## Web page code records
# # # # # # #
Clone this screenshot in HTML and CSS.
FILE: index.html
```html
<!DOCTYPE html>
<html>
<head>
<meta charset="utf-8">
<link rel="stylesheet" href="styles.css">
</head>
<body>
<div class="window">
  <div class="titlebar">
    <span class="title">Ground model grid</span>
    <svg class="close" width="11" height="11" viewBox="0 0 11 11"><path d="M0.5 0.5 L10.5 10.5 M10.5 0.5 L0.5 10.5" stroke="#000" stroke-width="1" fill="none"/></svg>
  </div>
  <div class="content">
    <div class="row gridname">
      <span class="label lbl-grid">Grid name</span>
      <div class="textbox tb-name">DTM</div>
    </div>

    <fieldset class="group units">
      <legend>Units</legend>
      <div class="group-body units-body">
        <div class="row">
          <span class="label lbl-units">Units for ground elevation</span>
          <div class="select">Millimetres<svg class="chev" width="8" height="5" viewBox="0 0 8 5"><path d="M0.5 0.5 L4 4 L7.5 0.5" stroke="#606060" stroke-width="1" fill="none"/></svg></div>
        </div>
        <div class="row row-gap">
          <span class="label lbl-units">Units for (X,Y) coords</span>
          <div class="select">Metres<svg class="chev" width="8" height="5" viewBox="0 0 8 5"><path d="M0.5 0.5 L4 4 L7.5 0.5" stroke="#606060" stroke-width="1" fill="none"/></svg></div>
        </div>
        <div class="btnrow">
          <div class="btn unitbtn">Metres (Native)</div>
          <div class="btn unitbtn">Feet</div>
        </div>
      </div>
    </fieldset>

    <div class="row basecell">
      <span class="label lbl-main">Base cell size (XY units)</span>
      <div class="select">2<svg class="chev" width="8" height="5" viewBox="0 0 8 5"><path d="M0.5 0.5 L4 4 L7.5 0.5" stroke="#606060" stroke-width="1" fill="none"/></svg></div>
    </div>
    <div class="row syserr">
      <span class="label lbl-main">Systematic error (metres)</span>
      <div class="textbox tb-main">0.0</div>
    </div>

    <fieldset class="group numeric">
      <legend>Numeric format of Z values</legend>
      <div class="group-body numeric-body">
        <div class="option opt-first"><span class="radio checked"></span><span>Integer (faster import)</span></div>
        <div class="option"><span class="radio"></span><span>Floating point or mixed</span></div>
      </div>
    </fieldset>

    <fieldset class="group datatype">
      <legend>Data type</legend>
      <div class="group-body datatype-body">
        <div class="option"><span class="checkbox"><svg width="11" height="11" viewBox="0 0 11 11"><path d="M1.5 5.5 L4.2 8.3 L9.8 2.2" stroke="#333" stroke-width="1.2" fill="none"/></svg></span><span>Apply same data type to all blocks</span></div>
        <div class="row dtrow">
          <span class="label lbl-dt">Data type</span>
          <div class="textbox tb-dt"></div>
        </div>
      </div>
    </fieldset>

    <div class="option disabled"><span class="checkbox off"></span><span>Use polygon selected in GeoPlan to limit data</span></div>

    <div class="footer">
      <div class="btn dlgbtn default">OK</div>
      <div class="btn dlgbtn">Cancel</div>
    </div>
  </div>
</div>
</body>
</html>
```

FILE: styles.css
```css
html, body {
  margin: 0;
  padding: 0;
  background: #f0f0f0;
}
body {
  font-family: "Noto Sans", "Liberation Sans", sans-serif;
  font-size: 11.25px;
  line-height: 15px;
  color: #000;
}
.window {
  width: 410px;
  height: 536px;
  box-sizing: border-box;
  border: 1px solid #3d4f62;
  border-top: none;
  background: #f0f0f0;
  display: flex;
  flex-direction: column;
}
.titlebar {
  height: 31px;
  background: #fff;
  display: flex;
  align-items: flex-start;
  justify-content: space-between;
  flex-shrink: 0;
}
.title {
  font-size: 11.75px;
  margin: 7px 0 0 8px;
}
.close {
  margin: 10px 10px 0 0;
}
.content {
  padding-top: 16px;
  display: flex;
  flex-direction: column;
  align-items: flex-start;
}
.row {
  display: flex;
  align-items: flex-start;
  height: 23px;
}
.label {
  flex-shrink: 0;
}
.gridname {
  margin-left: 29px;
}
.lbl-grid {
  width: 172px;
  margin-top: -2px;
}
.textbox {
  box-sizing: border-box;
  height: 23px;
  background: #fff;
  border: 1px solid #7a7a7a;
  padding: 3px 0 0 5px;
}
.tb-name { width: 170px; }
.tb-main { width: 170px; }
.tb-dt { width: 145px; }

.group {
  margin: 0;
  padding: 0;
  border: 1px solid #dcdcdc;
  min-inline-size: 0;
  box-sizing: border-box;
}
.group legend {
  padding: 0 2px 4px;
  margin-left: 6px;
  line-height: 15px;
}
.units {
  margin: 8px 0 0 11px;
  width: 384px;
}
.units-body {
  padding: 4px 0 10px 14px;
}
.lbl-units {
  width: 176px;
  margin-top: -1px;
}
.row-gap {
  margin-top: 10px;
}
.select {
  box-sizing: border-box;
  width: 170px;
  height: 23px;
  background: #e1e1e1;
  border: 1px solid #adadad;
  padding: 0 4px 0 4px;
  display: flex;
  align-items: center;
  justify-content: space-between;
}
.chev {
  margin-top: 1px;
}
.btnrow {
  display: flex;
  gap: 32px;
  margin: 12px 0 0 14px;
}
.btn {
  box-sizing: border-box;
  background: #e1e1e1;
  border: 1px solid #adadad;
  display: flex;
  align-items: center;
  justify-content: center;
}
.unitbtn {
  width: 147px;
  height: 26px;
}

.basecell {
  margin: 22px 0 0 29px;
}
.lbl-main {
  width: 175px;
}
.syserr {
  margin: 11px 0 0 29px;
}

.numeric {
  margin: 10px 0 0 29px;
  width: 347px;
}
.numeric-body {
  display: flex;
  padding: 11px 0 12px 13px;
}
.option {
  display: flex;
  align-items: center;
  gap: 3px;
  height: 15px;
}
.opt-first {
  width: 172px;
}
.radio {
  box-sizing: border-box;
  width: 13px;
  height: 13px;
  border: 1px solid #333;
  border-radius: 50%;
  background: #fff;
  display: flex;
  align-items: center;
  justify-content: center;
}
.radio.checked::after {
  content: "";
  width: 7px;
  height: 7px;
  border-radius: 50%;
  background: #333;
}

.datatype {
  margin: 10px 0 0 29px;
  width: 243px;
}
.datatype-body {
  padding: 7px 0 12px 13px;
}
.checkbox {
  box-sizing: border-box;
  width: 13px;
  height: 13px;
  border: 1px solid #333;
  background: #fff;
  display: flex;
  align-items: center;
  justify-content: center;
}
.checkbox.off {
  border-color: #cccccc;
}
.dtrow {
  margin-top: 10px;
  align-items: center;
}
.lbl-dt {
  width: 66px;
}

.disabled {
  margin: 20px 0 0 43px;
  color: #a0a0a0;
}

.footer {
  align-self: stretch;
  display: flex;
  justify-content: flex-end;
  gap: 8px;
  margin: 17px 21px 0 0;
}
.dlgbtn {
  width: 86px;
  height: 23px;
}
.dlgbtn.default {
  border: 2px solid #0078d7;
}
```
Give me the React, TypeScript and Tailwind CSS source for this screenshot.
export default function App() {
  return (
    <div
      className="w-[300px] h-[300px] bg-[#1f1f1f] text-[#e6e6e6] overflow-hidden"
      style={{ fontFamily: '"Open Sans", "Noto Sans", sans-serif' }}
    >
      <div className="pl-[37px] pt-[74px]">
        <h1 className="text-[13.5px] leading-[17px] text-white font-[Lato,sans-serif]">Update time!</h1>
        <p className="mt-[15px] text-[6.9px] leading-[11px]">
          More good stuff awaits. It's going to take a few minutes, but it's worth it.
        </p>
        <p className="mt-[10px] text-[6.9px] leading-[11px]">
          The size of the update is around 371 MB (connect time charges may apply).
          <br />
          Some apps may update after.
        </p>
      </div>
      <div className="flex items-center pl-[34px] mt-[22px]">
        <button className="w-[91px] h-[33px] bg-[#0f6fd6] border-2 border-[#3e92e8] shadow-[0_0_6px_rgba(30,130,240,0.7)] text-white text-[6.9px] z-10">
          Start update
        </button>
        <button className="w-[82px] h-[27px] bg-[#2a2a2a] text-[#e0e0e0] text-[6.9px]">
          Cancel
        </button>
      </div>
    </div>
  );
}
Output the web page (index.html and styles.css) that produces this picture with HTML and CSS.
# # # # # # #
## What this task involves
Locate all lines that include the word "styles" and copy them out.

## Response
<link rel="stylesheet" href="styles.css">
FILE: styles.css
Output the web page (index.html and styles.css) that produces this picture with HTML and CSS.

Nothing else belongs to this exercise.